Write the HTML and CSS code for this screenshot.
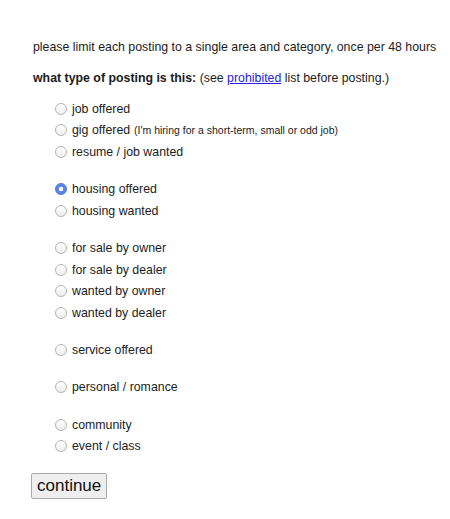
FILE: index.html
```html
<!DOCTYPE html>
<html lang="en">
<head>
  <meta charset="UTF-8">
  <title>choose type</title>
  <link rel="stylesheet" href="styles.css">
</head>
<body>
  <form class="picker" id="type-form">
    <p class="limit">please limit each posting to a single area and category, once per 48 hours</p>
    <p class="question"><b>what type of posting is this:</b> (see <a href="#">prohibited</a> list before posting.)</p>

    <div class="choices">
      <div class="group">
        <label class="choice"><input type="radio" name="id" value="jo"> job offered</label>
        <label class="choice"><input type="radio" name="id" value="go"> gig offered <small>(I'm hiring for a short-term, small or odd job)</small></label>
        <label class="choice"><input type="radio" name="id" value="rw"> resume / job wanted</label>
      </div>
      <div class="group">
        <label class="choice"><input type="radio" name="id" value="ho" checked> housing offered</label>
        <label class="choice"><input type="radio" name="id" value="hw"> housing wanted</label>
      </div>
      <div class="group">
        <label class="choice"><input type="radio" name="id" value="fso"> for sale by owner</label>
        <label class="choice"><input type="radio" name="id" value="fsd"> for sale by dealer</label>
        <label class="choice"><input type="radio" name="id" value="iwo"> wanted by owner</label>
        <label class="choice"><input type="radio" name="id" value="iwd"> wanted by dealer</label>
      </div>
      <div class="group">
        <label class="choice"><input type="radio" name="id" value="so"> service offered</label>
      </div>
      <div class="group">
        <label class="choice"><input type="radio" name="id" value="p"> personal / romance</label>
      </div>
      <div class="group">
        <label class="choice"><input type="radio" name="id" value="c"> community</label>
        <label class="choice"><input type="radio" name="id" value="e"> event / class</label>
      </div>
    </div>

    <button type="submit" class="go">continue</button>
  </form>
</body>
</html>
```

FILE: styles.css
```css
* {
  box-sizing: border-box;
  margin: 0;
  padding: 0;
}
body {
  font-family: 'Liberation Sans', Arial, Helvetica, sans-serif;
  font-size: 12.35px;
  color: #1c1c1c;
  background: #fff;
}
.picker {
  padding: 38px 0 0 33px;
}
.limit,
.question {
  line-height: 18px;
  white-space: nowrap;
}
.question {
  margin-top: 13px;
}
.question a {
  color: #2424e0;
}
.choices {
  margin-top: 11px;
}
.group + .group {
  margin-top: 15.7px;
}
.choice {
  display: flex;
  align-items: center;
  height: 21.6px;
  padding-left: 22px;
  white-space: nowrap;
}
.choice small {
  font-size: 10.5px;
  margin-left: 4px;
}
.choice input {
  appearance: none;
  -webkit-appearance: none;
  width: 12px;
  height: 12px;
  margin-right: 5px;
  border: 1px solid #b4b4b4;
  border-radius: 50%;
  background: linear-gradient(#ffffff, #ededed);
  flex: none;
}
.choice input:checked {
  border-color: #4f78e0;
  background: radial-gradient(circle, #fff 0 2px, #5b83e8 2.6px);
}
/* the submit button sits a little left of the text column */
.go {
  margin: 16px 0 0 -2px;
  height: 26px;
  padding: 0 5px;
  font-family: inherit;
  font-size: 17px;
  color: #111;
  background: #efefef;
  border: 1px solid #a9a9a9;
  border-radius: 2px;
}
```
──────
» TASK: Transcribe the listing in full. Omit the pictures and keep every line exact.

» REPLY TO THE EXERCISE:
Write the HTML and CSS code for this screenshot.
FILE: index.html
```html
<!DOCTYPE html>
<html lang="en">
<head>
  <meta charset="UTF-8">
  <title>choose type</title>
  <link rel="stylesheet" href="styles.css">
</head>
<body>
  <form class="picker" id="type-form">
    <p class="limit">please limit each posting to a single area and category, once per 48 hours</p>
    <p class="question"><b>what type of posting is this:</b> (see <a href="#">prohibited</a> list before posting.)</p>

    <div class="choices">
      <div class="group">
        <label class="choice"><input type="radio" name="id" value="jo"> job offered</label>
        <label class="choice"><input type="radio" name="id" value="go"> gig offered <small>(I'm hiring for a short-term, small or odd job)</small></label>
        <label class="choice"><input type="radio" name="id" value="rw"> resume / job wanted</label>
      </div>
      <div class="group">
        <label class="choice"><input type="radio" name="id" value="ho" checked> housing offered</label>
        <label class="choice"><input type="radio" name="id" value="hw"> housing wanted</label>
      </div>
      <div class="group">
        <label class="choice"><input type="radio" name="id" value="fso"> for sale by owner</label>
        <label class="choice"><input type="radio" name="id" value="fsd"> for sale by dealer</label>
        <label class="choice"><input type="radio" name="id" value="iwo"> wanted by owner</label>
        <label class="choice"><input type="radio" name="id" value="iwd"> wanted by dealer</label>
      </div>
      <div class="group">
        <label class="choice"><input type="radio" name="id" value="so"> service offered</label>
      </div>
      <div class="group">
        <label class="choice"><input type="radio" name="id" value="p"> personal / romance</label>
      </div>
      <div class="group">
        <label class="choice"><input type="radio" name="id" value="c"> community</label>
        <label class="choice"><input type="radio" name="id" value="e"> event / class</label>
      </div>
    </div>

    <button type="submit" class="go">continue</button>
  </form>
</body>
</html>
```

FILE: styles.css
```css
* {
  box-sizing: border-box;
  margin: 0;
  padding: 0;
}
body {
  font-family: 'Liberation Sans', Arial, Helvetica, sans-serif;
  font-size: 12.35px;
  color: #1c1c1c;
  background: #fff;
}
.picker {
  padding: 38px 0 0 33px;
}
.limit,
.question {
  line-height: 18px;
  white-space: nowrap;
}
.question {
  margin-top: 13px;
}
.question a {
  color: #2424e0;
}
.choices {
  margin-top: 11px;
}
.group + .group {
  margin-top: 15.7px;
}
.choice {
  display: flex;
  align-items: center;
  height: 21.6px;
  padding-left: 22px;
  white-space: nowrap;
}
.choice small {
  font-size: 10.5px;
  margin-left: 4px;
}
.choice input {
  appearance: none;
  -webkit-appearance: none;
  width: 12px;
  height: 12px;
  margin-right: 5px;
  border: 1px solid #b4b4b4;
  border-radius: 50%;
  background: linear-gradient(#ffffff, #ededed);
  flex: none;
}
.choice input:checked {
  border-color: #4f78e0;
  background: radial-gradient(circle, #fff 0 2px, #5b83e8 2.6px);
}
/* the submit button sits a little left of the text column */
.go {
  margin: 16px 0 0 -2px;
  height: 26px;
  padding: 0 5px;
  font-family: inherit;
  font-size: 17px;
  color: #111;
  background: #efefef;
  border: 1px solid #a9a9a9;
  border-radius: 2px;
}
```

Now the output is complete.